The second time we went into The Cobblestones the landlady came over and said, ‘Right, if you’re going to be coming in regularly, I ought to know your names.’Now, my response was that I wouldn’t be too keen on that approach, and RedNev’s comment further down was in agreement.
Depending on the circumstances, I find this kind of thing can come across as prying and over-familiar— Pub Curmudgeon 🍻 (@oldmudgie) 26 May 2017
But that doesn’t mean that I’m being antisocial. People are very different – some are naturally gregarious, others more reserved, and what comes across as a friendly welcome to one may seem intrusive to another.
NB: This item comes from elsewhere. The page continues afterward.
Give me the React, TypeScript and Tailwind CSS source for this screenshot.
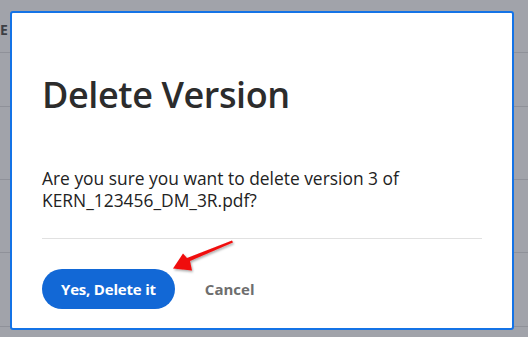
export default function App() {
  const rows = [53, 54, 73, 73, 74];

  return (
    <div className="relative h-[337px] w-[528px] overflow-hidden bg-[#a1a3aa] font-['Open_Sans',sans-serif]">
      {/* page behind the modal */}
      <div className="flex flex-col">
        {rows.map((h, i) => (
          <div key={i} className="relative border-b border-[#8f9199]" style={{ height: h }}>
            {i === 0 && (
              <span className="absolute left-0 top-[20px] text-[14px] font-bold leading-[20px] text-[#3d3f44]">E</span>
            )}
          </div>
        ))}
      </div>

      {/* Modal */}
      <div className="absolute left-[10px] top-[11px] flex h-[319px] w-[504px] flex-col rounded-[3px] border-2 border-[#1473e6] bg-white px-[30px]">
        <h1 className="mt-[60px] text-[36px] font-semibold leading-[44px] tracking-[-0.4px] text-[#2c2c2c]">Delete Version</h1>

        <p className="mt-[50px] text-[17.4px] leading-[22px] text-[#222]">
          Are you sure you want to delete version 3 of
          <br />
          KERN_123456_DM_3R.pdf?
        </p>

        <div className="mt-[27px] h-px w-[440px] bg-[#e1e1e1]" />

        <div className="mt-[30px] flex items-center gap-[30px]">
          <button className="h-[40px] rounded-full bg-[#1268d6] px-[19px] text-[15px] font-bold tracking-[-0.2px] text-white">
            Yes, Delete it
          </button>
          <button className="text-[15px] font-bold text-[#6e6e6e]">Cancel</button>
        </div>
      </div>

      {/* Red annotation arrow */}
      <svg className="absolute left-0 top-0" width="528" height="337" viewBox="0 0 528 337">
        <defs>
          <filter id="sh" x="-20%" y="-20%" width="140%" height="140%">
            <feDropShadow dx="1" dy="1.5" stdDeviation="1" floodColor="#000" floodOpacity="0.35" />
          </filter>
        </defs>
        <polygon
          points="232,240.5 233,242.5 190,261 192,270.5 173,268.5 183,253.5 187,258"
          fill="#f00d0d"
          filter="url(#sh)"
        />
      </svg>
    </div>
  );
}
I’d be the first to admit I’m not the person who leads the conga line, but that doesn’t mean I can’t be open and sociable in the right context.
I have written before about how one of the great glories of pubs is that, by and large, you can choose to what extent you interact with others and, if you prefer to, you will be left alone to mind your own business. For many people of a quieter disposition, the very act of going to the pub acts as a social outlet even if they don’t get drawn into a session of lively banter.
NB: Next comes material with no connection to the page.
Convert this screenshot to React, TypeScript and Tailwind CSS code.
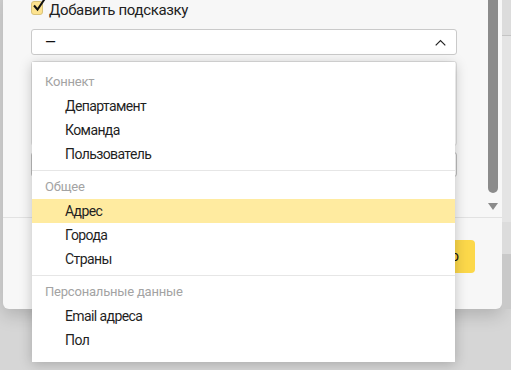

There is an art to conversation that can draw people out without needing to put them on the spot or expecting them to reveal anything they don’t feel comfortable with. Very often it starts with that old cliché, talking about the weather. I choose what I divulge to others, and at what pace. Some may regard it as showing an interest, but to my mind being quizzed as to “What’s your name? Where do you come from? What are you doing here? How did you get here?” is a sure-fire recipe for ensuring I don’t go back.